= PROBLEM DESCRIPTION =
Please print exactly the lines below, from the start of the material up to and including the line with "import clsx from 'clsx';", but none of the pictures.

= COLLECTED MATERIAL =
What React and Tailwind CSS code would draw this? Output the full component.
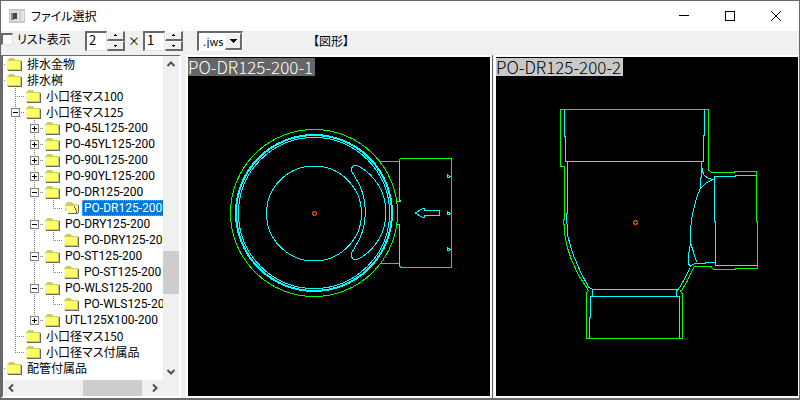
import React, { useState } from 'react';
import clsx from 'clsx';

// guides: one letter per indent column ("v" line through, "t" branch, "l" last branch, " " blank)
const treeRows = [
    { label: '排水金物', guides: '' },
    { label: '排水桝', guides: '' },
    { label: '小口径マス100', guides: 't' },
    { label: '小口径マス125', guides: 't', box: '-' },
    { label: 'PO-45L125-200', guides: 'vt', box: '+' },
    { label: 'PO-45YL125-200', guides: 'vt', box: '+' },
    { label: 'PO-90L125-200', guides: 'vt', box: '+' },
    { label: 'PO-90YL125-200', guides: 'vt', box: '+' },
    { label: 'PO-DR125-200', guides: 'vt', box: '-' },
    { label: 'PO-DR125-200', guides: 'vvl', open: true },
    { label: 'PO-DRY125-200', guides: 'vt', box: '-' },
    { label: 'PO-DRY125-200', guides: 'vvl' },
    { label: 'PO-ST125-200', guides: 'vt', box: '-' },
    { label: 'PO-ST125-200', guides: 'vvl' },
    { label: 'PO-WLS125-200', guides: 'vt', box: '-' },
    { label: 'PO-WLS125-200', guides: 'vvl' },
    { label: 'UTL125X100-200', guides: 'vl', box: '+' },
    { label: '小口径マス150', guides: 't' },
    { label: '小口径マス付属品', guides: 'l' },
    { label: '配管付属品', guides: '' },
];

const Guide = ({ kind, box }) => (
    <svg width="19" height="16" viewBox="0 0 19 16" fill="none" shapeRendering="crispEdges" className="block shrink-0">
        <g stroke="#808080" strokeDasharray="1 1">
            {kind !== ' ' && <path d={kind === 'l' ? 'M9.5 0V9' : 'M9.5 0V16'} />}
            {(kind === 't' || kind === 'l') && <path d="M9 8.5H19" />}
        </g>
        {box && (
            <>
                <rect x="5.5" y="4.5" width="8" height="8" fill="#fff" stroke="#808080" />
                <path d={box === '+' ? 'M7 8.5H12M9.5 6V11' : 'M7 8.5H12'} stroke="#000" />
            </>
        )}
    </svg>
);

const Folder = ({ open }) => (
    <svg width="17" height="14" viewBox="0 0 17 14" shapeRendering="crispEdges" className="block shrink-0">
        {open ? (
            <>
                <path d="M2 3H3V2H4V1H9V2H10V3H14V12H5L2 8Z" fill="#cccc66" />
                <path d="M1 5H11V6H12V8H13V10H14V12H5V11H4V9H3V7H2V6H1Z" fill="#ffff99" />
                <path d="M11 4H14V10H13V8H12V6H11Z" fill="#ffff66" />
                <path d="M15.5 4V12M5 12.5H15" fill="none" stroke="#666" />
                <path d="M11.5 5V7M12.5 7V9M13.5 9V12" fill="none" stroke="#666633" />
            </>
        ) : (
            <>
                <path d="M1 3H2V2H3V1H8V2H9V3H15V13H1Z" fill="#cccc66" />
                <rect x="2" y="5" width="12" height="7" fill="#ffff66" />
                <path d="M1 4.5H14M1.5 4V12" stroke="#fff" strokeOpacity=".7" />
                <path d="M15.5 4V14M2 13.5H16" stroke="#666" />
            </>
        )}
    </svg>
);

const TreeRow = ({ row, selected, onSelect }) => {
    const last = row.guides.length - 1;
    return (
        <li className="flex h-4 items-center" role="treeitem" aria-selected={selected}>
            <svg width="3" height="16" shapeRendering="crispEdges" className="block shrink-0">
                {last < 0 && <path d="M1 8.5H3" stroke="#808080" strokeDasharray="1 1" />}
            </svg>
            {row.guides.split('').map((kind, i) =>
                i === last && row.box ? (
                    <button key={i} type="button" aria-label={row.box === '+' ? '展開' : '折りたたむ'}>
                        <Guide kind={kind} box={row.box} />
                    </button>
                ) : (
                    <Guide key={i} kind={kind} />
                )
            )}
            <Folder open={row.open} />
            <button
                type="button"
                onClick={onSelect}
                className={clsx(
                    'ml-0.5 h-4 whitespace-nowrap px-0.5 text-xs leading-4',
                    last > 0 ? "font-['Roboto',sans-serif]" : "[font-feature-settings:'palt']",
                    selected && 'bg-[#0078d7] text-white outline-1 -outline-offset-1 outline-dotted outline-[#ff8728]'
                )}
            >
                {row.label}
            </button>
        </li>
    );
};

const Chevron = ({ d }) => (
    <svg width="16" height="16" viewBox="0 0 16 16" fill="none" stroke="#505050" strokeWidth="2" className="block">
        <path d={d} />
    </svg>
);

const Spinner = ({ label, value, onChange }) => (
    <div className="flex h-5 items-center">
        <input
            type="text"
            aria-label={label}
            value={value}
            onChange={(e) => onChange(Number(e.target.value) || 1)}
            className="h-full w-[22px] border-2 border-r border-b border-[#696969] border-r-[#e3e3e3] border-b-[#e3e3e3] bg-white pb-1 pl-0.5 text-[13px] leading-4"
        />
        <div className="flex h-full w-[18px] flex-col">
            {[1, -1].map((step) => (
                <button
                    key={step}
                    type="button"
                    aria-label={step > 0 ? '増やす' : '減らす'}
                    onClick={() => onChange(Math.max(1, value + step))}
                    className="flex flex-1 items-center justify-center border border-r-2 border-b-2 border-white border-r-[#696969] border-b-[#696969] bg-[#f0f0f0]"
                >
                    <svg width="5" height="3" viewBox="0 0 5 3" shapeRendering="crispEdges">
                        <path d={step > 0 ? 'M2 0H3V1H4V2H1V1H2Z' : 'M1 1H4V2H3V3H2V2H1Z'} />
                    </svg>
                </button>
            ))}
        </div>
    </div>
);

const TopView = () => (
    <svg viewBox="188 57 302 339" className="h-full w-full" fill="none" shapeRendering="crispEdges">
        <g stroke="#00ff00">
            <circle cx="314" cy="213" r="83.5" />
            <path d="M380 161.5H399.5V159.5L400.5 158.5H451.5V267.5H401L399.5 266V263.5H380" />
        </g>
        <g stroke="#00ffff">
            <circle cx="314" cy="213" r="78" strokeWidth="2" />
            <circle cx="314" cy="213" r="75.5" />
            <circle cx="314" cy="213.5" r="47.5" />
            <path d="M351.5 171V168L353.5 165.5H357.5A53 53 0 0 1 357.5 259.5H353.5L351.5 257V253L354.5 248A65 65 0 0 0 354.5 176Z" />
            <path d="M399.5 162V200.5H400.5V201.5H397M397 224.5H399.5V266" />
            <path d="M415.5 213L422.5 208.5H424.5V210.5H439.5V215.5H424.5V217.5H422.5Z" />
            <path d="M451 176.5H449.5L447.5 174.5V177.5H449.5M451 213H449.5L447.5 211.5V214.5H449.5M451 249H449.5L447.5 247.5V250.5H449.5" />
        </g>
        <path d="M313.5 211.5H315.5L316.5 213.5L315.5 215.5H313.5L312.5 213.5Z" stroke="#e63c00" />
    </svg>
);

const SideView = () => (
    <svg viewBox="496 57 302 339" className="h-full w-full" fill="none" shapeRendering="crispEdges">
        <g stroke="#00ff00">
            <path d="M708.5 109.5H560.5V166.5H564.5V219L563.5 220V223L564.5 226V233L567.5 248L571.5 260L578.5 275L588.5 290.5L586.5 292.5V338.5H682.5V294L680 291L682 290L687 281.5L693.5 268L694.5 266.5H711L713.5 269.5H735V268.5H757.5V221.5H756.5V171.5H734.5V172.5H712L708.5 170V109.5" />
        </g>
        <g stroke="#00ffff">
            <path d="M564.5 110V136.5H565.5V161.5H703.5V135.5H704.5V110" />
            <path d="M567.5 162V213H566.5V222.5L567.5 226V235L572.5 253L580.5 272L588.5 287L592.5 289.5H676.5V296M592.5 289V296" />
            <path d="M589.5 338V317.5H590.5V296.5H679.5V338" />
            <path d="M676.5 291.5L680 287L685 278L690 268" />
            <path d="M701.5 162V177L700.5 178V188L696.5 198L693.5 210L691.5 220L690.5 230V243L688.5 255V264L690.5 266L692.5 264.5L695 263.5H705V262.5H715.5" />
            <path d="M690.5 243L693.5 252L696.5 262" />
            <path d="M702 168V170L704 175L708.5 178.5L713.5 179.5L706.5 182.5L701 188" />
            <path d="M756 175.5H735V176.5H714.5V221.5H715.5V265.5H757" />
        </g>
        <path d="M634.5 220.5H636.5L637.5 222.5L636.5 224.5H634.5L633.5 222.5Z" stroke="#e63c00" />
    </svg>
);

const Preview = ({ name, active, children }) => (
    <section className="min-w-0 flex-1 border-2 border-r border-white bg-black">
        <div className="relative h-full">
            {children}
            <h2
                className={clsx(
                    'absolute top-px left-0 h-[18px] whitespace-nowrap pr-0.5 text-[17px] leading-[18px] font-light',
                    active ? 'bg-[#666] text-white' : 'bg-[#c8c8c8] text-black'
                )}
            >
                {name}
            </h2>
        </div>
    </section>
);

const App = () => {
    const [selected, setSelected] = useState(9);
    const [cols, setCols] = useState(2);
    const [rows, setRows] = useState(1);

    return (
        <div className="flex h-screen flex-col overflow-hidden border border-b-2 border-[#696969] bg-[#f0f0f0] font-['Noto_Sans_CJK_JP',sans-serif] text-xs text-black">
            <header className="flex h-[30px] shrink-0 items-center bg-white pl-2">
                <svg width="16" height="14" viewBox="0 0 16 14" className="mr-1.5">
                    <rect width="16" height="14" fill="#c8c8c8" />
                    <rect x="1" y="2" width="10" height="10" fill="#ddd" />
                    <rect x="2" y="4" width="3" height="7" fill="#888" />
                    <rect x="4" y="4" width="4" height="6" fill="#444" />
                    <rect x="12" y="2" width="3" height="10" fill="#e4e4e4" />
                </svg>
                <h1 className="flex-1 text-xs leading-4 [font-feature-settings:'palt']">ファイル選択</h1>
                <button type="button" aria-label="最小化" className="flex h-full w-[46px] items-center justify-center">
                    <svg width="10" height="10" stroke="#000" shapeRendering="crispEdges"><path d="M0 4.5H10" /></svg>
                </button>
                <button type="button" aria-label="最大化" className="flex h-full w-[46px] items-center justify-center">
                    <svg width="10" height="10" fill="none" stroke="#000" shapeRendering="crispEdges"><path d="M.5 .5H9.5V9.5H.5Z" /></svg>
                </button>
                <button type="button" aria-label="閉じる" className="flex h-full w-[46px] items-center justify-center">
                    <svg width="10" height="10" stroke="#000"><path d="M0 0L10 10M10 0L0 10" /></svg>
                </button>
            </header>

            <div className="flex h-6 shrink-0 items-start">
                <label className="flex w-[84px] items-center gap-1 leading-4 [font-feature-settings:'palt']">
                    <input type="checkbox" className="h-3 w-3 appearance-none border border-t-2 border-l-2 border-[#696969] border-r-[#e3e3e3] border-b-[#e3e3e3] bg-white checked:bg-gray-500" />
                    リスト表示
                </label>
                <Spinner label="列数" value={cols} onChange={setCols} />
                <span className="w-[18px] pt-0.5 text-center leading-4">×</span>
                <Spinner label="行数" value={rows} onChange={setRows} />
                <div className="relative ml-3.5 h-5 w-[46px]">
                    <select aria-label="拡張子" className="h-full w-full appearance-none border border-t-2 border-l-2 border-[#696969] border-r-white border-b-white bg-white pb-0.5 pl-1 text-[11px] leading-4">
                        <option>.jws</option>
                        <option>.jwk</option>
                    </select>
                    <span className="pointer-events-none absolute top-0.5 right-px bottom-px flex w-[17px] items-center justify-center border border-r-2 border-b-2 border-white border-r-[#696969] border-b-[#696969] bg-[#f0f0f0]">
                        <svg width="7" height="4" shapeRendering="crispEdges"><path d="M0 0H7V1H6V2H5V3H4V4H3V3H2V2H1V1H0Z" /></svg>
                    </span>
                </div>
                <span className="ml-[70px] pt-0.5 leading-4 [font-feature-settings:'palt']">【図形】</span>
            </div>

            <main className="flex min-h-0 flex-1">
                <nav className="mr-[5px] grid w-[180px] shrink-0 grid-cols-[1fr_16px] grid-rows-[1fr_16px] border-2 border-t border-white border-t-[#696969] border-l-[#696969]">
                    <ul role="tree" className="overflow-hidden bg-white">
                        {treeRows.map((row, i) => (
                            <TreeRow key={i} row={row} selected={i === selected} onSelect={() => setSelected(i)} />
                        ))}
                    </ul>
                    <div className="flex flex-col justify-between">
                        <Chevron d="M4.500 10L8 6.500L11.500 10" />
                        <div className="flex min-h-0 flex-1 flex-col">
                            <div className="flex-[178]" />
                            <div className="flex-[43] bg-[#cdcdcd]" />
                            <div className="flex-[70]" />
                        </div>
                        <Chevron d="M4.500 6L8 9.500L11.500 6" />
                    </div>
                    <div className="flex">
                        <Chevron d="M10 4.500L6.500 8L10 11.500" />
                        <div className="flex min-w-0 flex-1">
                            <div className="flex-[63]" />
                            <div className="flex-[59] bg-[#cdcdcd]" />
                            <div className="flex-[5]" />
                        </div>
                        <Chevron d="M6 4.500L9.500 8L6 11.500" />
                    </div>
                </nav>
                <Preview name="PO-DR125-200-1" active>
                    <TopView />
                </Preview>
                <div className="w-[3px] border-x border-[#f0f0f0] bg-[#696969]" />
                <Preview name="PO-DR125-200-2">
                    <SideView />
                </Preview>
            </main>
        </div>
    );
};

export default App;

= SOLUTION TO THE EXERCISE =
What React and Tailwind CSS code would draw this? Output the full component.
import React, { useState } from 'react';
import clsx from 'clsx';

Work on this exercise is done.